We should demonstrate our commitment to the gospel of our Lord Jesus Christ which speaks directly to the issue of redemptive ethnic unity. Scripture teaches that through His sinless life, sacrificial death and bodily resurrection our Lord Jesus has secured a multi-ethnic people who are bound together in unity to worship, love and serve Him. (see Gen. 12:3; Ps. 67; Isa. 2:1-5, Isa. 49:1-6; Mt. 28:18-20; Lk. 24:44-49; Jn. 3:16, 10:14-18; Acts 2:39; Rom. 8:28-30; Eph. Chs 1-3; Rev. 1:5-6, 5:9-10.) For the evangelical church the witness of the gospel is so sacred that any opportunity to highlight its beauty, power, wisdom and love is one that cannot be ignored. Consequently, working with black churches and neighborhood organizations can become a key aspect of the church’s overall witness, given our society’s ongoing struggle with issues of race, ethnicity, and the gospel mandate regarding redemptive multi-ethnic unity.

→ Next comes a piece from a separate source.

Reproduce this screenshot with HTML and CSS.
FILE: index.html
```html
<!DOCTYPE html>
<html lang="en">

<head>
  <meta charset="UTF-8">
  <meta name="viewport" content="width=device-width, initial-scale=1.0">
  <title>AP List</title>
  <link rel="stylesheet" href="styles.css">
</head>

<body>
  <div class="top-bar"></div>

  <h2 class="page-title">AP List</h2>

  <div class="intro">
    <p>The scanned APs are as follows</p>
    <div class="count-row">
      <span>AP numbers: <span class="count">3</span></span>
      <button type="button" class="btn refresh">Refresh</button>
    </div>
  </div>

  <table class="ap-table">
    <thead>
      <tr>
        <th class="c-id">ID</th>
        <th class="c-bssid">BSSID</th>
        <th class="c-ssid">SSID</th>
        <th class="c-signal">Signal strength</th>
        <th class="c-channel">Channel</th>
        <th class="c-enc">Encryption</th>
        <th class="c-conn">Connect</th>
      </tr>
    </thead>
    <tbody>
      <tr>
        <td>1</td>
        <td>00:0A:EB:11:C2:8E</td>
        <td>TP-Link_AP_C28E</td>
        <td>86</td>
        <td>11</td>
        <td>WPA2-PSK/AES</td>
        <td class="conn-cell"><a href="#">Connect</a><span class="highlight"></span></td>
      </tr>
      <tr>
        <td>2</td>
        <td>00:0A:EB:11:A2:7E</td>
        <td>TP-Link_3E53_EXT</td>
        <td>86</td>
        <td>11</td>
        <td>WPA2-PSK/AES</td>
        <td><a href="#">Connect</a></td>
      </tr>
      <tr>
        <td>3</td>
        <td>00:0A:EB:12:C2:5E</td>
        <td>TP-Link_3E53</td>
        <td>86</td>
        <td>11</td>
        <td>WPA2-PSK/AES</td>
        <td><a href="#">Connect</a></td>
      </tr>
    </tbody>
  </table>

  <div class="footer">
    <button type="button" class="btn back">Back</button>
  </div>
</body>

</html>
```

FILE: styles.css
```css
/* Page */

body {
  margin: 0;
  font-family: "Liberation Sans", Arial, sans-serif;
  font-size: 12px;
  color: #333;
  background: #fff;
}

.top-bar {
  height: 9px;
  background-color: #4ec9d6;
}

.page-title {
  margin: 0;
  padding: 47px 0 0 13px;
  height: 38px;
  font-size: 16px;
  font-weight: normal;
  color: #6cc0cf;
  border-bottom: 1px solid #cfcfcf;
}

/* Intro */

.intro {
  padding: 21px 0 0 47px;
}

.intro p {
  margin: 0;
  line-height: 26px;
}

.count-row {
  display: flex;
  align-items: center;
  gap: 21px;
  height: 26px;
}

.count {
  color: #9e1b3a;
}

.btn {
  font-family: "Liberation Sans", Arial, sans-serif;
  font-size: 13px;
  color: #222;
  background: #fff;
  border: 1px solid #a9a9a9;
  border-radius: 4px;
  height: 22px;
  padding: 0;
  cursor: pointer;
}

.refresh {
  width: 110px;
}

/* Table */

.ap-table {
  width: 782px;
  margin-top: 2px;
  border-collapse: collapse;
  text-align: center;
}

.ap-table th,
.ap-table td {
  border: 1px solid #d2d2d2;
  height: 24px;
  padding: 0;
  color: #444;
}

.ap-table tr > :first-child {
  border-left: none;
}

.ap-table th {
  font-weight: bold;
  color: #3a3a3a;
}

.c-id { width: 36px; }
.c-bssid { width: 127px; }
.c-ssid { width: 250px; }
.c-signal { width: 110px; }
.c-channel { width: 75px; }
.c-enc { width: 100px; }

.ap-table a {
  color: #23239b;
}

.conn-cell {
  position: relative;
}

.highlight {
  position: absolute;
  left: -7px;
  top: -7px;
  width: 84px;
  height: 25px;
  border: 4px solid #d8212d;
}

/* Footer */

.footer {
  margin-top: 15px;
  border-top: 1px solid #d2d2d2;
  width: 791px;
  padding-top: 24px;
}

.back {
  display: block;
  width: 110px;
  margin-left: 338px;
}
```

We have a basic biblical commitment to express love toward those we can. Biblical love is not just the absence of malicious thoughts, feelings or intentions toward a particular person or group of people. It is not a distant indifference toward those with whom we believe we have no connection. Biblical love is not simply the acts of kindness we show toward those who are like us and whom in some way we believe are deserving of our kindness. Biblical love is the tangible kindness and compassion we get to show toward those in need because we have the means and opportunity whether we realize or accept that we really do have a connection (see Luke 10:25-37). Partnering with black churches and neighborhood organizations gives the evangelical church a prime chance to put into practice what we’ve studied about God’s love as fully expressed in the person and work of Jesus Christ.

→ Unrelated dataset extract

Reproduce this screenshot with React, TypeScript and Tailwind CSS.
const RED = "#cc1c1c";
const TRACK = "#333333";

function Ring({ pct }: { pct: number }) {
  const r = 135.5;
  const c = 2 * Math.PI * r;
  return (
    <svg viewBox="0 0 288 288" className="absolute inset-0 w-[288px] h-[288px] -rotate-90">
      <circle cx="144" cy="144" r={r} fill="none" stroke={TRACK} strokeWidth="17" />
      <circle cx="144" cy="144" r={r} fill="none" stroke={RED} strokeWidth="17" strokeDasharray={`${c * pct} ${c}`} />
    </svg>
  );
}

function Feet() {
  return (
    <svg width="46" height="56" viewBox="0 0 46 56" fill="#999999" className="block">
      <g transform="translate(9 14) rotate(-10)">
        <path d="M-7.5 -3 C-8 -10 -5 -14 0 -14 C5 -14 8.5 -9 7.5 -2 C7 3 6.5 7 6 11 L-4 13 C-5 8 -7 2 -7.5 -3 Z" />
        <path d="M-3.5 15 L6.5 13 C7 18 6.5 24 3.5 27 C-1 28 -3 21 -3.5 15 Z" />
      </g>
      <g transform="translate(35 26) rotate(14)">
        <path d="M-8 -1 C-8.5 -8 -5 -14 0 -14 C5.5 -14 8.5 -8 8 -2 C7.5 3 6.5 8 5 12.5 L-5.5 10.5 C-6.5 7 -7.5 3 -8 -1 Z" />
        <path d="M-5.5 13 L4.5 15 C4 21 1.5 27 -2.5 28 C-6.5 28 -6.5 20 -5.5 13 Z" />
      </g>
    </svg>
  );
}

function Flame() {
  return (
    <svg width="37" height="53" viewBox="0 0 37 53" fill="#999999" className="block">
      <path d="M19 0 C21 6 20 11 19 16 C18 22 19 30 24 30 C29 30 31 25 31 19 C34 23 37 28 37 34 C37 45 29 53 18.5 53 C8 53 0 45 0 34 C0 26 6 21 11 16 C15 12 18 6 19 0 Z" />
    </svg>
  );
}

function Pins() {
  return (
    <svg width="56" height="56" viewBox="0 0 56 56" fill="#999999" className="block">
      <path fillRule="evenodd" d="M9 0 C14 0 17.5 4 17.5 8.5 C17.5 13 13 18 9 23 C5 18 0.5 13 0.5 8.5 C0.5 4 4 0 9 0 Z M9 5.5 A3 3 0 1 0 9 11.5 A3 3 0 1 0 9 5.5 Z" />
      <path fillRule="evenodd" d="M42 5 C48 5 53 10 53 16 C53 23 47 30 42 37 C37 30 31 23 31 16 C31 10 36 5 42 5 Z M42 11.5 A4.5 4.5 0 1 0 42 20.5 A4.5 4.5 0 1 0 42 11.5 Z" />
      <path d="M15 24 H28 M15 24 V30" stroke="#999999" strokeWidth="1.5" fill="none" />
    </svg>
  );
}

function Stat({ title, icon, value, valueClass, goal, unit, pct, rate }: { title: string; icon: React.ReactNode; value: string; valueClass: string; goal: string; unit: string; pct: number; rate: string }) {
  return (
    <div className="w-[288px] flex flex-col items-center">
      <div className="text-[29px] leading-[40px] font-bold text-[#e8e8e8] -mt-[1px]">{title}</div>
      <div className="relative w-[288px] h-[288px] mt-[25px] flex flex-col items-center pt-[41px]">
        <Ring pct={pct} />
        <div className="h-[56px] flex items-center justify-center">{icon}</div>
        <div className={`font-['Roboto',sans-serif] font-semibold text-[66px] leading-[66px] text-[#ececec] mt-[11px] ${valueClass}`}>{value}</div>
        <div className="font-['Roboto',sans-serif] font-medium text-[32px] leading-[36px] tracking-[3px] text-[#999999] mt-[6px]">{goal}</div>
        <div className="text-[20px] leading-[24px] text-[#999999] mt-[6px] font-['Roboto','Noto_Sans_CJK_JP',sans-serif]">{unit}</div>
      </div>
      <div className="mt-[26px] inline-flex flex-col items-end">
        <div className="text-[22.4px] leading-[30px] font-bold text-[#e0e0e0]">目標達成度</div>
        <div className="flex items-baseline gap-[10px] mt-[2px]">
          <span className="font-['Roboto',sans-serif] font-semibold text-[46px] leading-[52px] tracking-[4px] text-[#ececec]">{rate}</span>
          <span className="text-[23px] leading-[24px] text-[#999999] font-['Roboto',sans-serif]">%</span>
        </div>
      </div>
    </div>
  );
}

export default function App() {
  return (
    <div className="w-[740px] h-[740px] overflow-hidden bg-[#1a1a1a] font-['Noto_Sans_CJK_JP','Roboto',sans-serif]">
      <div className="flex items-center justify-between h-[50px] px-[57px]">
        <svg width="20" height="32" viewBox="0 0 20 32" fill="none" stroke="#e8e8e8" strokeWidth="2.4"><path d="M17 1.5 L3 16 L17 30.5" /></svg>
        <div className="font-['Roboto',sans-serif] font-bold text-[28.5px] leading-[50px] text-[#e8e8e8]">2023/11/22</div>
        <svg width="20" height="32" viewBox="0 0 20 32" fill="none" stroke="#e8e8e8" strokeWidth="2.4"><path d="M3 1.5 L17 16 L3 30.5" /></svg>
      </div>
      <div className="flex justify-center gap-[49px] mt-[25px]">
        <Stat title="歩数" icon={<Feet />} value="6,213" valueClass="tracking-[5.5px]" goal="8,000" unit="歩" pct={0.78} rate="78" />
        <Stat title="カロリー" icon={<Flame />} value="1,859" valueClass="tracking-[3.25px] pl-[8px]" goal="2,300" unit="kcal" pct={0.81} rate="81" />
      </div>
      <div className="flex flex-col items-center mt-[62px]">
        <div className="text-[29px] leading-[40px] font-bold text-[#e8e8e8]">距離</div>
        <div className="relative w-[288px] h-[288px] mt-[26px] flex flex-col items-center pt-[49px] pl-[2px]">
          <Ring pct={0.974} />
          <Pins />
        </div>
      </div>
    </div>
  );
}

There are other reasons the evangelical church should pursue ongoing partnerships with black churches and neighborhood organizations but let us leave you with one more. Doing so gives us an opportunity to actually get to know a group of people that we tend to speak about but don’t really know. Getting to know them will afford us the privilege of serving with them, listening to them, and praying with them. It can help us see these communities as not just places plagued with various social pathologies, but as places filled with people much like us. That doesn’t necessarily mean that those in the evangelical church will see eye to eye with them regarding the various issues of race and ethnicity in our society. However, should the evangelical church choose to step forward with the virtues of our Savior like humility, gentleness, patience and loving tolerance (see. Eph. 4:1-2) we just might see the living God not only do a work within us and our children, but a work that moves our society to a renewed interest in our Savior and the glorious, eternal, multi-ethnic worshiping community that is His church.

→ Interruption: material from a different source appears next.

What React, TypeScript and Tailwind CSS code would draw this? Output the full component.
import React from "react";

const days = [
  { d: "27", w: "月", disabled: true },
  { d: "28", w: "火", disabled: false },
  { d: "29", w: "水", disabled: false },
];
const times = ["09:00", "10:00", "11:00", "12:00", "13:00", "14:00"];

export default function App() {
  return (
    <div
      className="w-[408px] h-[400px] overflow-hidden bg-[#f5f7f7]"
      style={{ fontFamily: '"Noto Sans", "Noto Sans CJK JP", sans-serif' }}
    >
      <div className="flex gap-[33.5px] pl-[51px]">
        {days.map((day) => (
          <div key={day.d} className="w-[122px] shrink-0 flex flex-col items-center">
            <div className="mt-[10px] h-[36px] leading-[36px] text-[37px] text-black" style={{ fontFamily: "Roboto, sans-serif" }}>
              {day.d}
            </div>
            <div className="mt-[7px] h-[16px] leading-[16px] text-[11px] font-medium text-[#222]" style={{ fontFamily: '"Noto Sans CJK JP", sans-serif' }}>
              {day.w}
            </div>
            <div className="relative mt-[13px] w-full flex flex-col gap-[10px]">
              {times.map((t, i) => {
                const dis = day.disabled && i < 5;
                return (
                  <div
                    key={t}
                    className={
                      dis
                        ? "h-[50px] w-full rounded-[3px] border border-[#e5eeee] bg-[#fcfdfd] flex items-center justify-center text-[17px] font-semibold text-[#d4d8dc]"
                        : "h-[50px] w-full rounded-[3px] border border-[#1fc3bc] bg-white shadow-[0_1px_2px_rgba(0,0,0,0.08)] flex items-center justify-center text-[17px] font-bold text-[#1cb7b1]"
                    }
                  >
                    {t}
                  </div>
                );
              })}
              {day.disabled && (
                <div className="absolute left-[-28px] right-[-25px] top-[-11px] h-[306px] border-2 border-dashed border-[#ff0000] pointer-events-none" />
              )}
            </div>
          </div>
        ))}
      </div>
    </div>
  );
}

Rev. Alex Shipman is senior pastor of The Village Church in Huntsville, AL (PCA). Rev. Lance Lewis is senior pastor at Soaring Oaks Presbyterian Church in Elk Grove, CA (PCA). Rev. Irwyn Ince is senior pastor at City of Hope Church in Columbia, MD (PCA). Rev. Mike Higgins is a retired PCA Army Chaplain (COL) and presently serves as the Dean of Students of Covenant Theological Seminary and as pastor of South City Church (PCA) in St. Louis, MO.

5 thoughts on “Am I My Brother’s Keeper?: Four Black Presbyterian Ministers Respond to Ferguson

  1. Kara

    Wow. Powerfully spoken. Thank you for such a unique approach to how we are to respond biblically.

  2. George Canady

    Just a note to my friends at RAAN. I Thank you for this forum. I believe a good serious discussion has started and will continue now in church leadership from the top down. Some of us lesser like myself can relax some now and learn a more gracious way as the focus of Biblical injustice, instead of secular statistic, are being acknowledged by powerful white Baptist leadership. I think men like you who have kept up the prayerful Biblical public pressure deserve some thanks. Thank you for taking the public and private heat for us who have been at this for decades.

  3. Irwyn

    Hi Renee,

    I don’t think our statement is at odds with Scripture at all. It is true that men love darkness rather than light, as John says. But it is also true that our Savior instructed us,
    “You are the light of the world. A city set on a hill cannot be hidden. Nor do people light a lamp and put it under a basket, but on a stand, and it gives light to all in the house. In the same way, let your light shine before others, so that they may see your good works and give glory to your Father who is in heaven” (Matthew 5:15–16).
    We desire to see the light of Christ shine through his people as we pursue the type of Biblical love described in our post. We are certainly in line with Scripture to believe that the Lord can use that to bring a renewed interest in him as people see that good work.

  4. revdavemapes

    There is no black remedy. There is no white remedy.

    There is ONLY a Christ remedy.

    But,

    Both blacks and whites, (and whatever other similar situations of contrast or seeming contrast exist globally), MUST do all we can to address with grace and sensitivity with kindness; each and every opportunity we encounter and be speaking, ‘life to life, and death to sin’, into each one as appropriate.

    We are all sinning sinners, (even though saved by grace), who are reacting to the sinful acts of other sinning sinners. The inequities and iniquities ought not to surprise us or fill us with fear or anger. We best not become apathetic at all.

    We cannot merely sit on the sidelines or jump into the middle of the fray, but prayerfully address what we can when we can with all the grace we can. (And please let us not unduly affected by media bias, spin or the other voices of rabble-rousing.)

    The real race issue here is not of ethnicity, but of the universal fallenness of the entire human race in Adam. WE who know the second and last Adam, Jesus, ought be the most aware of all people involved; and with wisdom, discernment and insight seeking as to how we must respond, whether in Ferguson, NYC, our own local situation or the globe.

    God help us all through Jesus Christ.

  5. Renee

    I always have a little cringe when I read comments like, our society can have a renewed interest in our Savior. I
    Isn’t this at odds with scripture teaching that men love darkness(john 3:19) and not saying that we should not be about sharing presenting the gospel to individuals in order for Christ to change individual lives, but all the while conscientious of perils in the last days. Men unloving, unthankful, lacking self control, brutal, etc..(2Timothy 3:3).